#### Data lines:

==============================

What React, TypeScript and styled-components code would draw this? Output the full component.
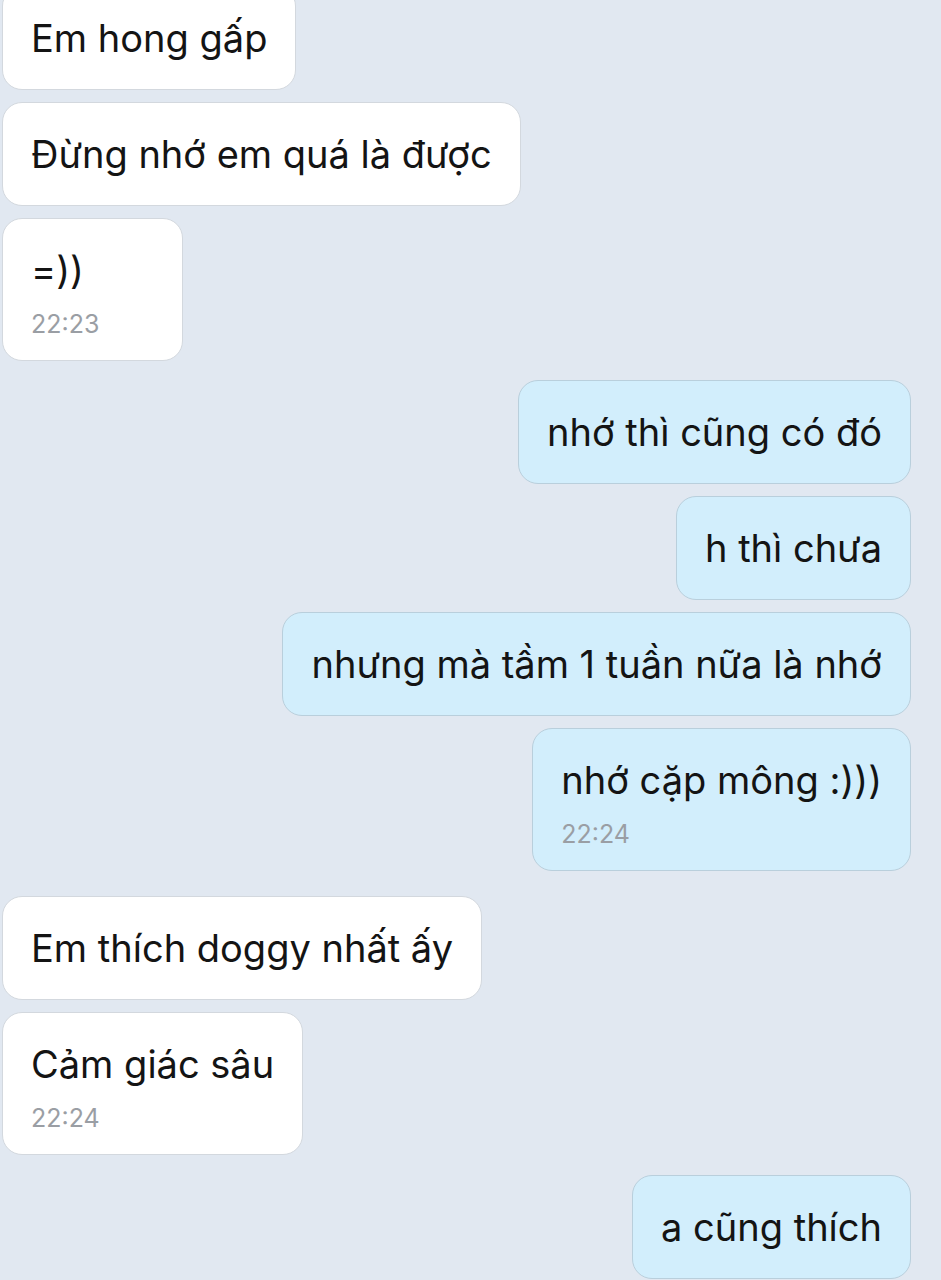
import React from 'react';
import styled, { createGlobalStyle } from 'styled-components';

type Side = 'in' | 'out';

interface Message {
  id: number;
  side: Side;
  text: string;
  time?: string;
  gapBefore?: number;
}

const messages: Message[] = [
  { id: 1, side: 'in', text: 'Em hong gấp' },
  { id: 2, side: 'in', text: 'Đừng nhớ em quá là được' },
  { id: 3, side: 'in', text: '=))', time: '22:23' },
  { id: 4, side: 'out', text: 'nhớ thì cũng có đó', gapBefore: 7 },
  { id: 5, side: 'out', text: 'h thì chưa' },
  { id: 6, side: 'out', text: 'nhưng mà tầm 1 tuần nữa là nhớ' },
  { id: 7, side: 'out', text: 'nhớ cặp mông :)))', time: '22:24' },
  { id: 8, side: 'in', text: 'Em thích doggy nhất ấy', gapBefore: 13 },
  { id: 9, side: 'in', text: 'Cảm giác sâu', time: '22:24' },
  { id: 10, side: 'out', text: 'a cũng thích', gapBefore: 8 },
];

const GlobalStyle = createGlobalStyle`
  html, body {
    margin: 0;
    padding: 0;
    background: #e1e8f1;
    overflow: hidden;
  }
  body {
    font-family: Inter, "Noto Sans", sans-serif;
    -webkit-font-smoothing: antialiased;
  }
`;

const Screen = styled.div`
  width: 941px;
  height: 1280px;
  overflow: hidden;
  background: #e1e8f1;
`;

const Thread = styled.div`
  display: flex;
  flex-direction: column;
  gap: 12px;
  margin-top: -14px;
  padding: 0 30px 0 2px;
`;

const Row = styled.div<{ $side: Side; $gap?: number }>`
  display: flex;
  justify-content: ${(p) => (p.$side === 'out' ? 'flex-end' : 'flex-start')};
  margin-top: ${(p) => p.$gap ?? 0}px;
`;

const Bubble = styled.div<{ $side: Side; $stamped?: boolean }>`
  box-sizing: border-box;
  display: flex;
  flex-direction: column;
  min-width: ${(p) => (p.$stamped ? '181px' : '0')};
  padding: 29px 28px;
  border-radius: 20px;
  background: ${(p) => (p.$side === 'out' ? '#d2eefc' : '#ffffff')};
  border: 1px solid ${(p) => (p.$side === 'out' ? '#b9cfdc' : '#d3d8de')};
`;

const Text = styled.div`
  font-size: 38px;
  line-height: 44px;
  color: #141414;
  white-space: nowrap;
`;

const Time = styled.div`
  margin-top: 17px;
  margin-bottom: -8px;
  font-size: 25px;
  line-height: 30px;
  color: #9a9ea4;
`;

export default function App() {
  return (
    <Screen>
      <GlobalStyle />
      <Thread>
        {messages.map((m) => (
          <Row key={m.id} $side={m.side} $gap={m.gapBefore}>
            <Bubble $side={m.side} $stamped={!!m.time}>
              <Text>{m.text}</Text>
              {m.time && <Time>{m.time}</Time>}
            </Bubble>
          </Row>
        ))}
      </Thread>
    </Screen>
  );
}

==============================

#### Aim:
Transcribe the full listing above exactly as it stands, minus the pictures.

#### Solution:
What React, TypeScript and styled-components code would draw this? Output the full component.
import React from 'react';
import styled, { createGlobalStyle } from 'styled-components';

type Side = 'in' | 'out';

interface Message {
  id: number;
  side: Side;
  text: string;
  time?: string;
  gapBefore?: number;
}

const messages: Message[] = [
  { id: 1, side: 'in', text: 'Em hong gấp' },
  { id: 2, side: 'in', text: 'Đừng nhớ em quá là được' },
  { id: 3, side: 'in', text: '=))', time: '22:23' },
  { id: 4, side: 'out', text: 'nhớ thì cũng có đó', gapBefore: 7 },
  { id: 5, side: 'out', text: 'h thì chưa' },
  { id: 6, side: 'out', text: 'nhưng mà tầm 1 tuần nữa là nhớ' },
  { id: 7, side: 'out', text: 'nhớ cặp mông :)))', time: '22:24' },
  { id: 8, side: 'in', text: 'Em thích doggy nhất ấy', gapBefore: 13 },
  { id: 9, side: 'in', text: 'Cảm giác sâu', time: '22:24' },
  { id: 10, side: 'out', text: 'a cũng thích', gapBefore: 8 },
];

const GlobalStyle = createGlobalStyle`
  html, body {
    margin: 0;
    padding: 0;
    background: #e1e8f1;
    overflow: hidden;
  }
  body {
    font-family: Inter, "Noto Sans", sans-serif;
    -webkit-font-smoothing: antialiased;
  }
`;

const Screen = styled.div`
  width: 941px;
  height: 1280px;
  overflow: hidden;
  background: #e1e8f1;
`;

const Thread = styled.div`
  display: flex;
  flex-direction: column;
  gap: 12px;
  margin-top: -14px;
  padding: 0 30px 0 2px;
`;

const Row = styled.div<{ $side: Side; $gap?: number }>`
  display: flex;
  justify-content: ${(p) => (p.$side === 'out' ? 'flex-end' : 'flex-start')};
  margin-top: ${(p) => p.$gap ?? 0}px;
`;

const Bubble = styled.div<{ $side: Side; $stamped?: boolean }>`
  box-sizing: border-box;
  display: flex;
  flex-direction: column;
  min-width: ${(p) => (p.$stamped ? '181px' : '0')};
  padding: 29px 28px;
  border-radius: 20px;
  background: ${(p) => (p.$side === 'out' ? '#d2eefc' : '#ffffff')};
  border: 1px solid ${(p) => (p.$side === 'out' ? '#b9cfdc' : '#d3d8de')};
`;

const Text = styled.div`
  font-size: 38px;
  line-height: 44px;
  color: #141414;
  white-space: nowrap;
`;

const Time = styled.div`
  margin-top: 17px;
  margin-bottom: -8px;
  font-size: 25px;
  line-height: 30px;
  color: #9a9ea4;
`;

export default function App() {
  return (
    <Screen>
      <GlobalStyle />
      <Thread>
        {messages.map((m) => (
          <Row key={m.id} $side={m.side} $gap={m.gapBefore}>
            <Bubble $side={m.side} $stamped={!!m.time}>
              <Text>{m.text}</Text>
              {m.time && <Time>{m.time}</Time>}
            </Bubble>
          </Row>
        ))}
      </Thread>
    </Screen>
  );
}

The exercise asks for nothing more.